8 - O armamento da população não implicaria em aumento de mortes em brigas de trânsito, de rua, de bar, de gangues, de jovens, de casais enfim... ainda que houvesse a redução da quantidade de crimes violentos, o senhor não acha que a situação acabaria provocando mais mortes? O senhor tem algum estudo envolvendo essa questão?
R - Essa é a verdadeira questão que nossas autoridades se recusam a discutir. A presença de armas na sociedade traz mais vantagens ou desvantagens? Os crimes inibidos ou interrompidos são em maior número que os acidentes e os crimes passionais? Ou não? Eu acho que a recusa em discutir esse assunto é porque eles sabem que todos os estudos apontam para um balanço francamente favorável ao uso de armas. Está aí o recente estudo do professor Lott mostrando com fatos e dados essa relação.

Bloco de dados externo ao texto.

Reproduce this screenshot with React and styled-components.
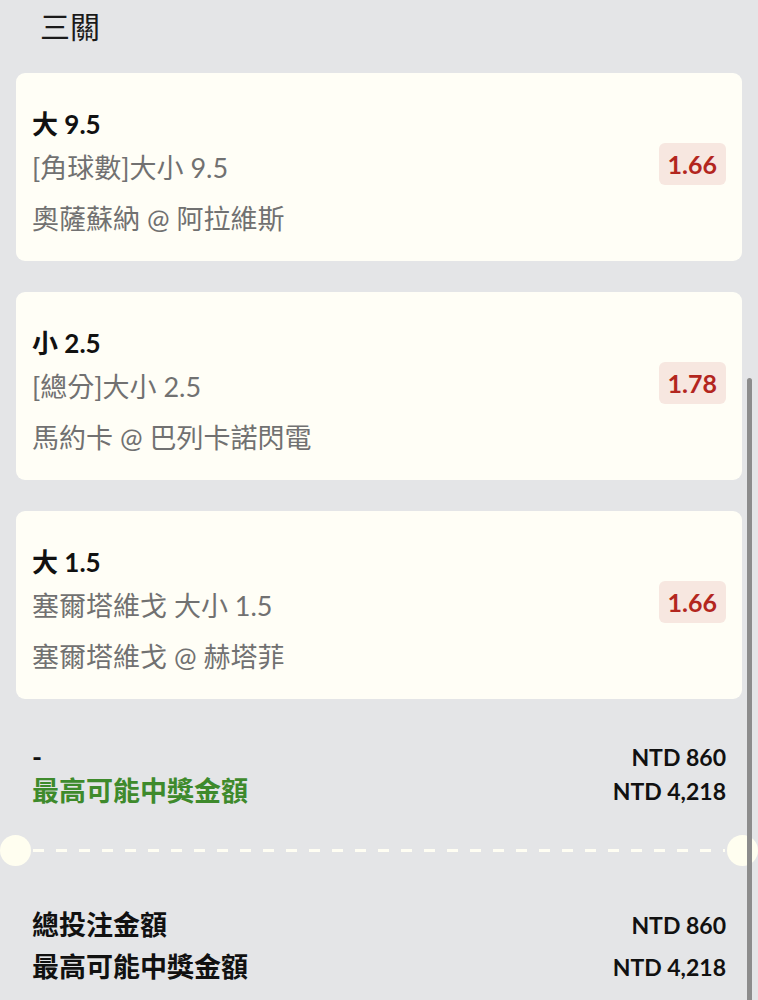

9 - Em sua opinião, uma pessoa sem antecedentes criminais que comete um crime usando arma de fogo acaba atirando porque possui a arma ou já compra a arma porque tem a intenção de matar?
R - Esses eventos são extremamente raros. Quando acontecem a imprensa faz um tremendo carnaval a respeito mas, estatisticamente falando, são desprezíveis. Certamente ninguém mata outra pessoa apenas porque tem uma arma. Já pensou que risco seria fazer o serviço militar com tanta gente armada nos quartéis? O desejo de matar antecede o uso da arma.
10 - A que o senhor atribui a enorme polêmica que se cria cada vez que entra em discussão a questão do armamento da população para conter a violência urbana?
R - Infelizmente eu não vejo essa discussão acontecer. Não há polêmica. Simplesmente todo mundo é contra. Como dizia Nelson Rodrigues, toda unanimidade é burra. Para falar a verdade, essa entrevista para um jornal de primeira linha, para mim, foi uma agradável surpresa.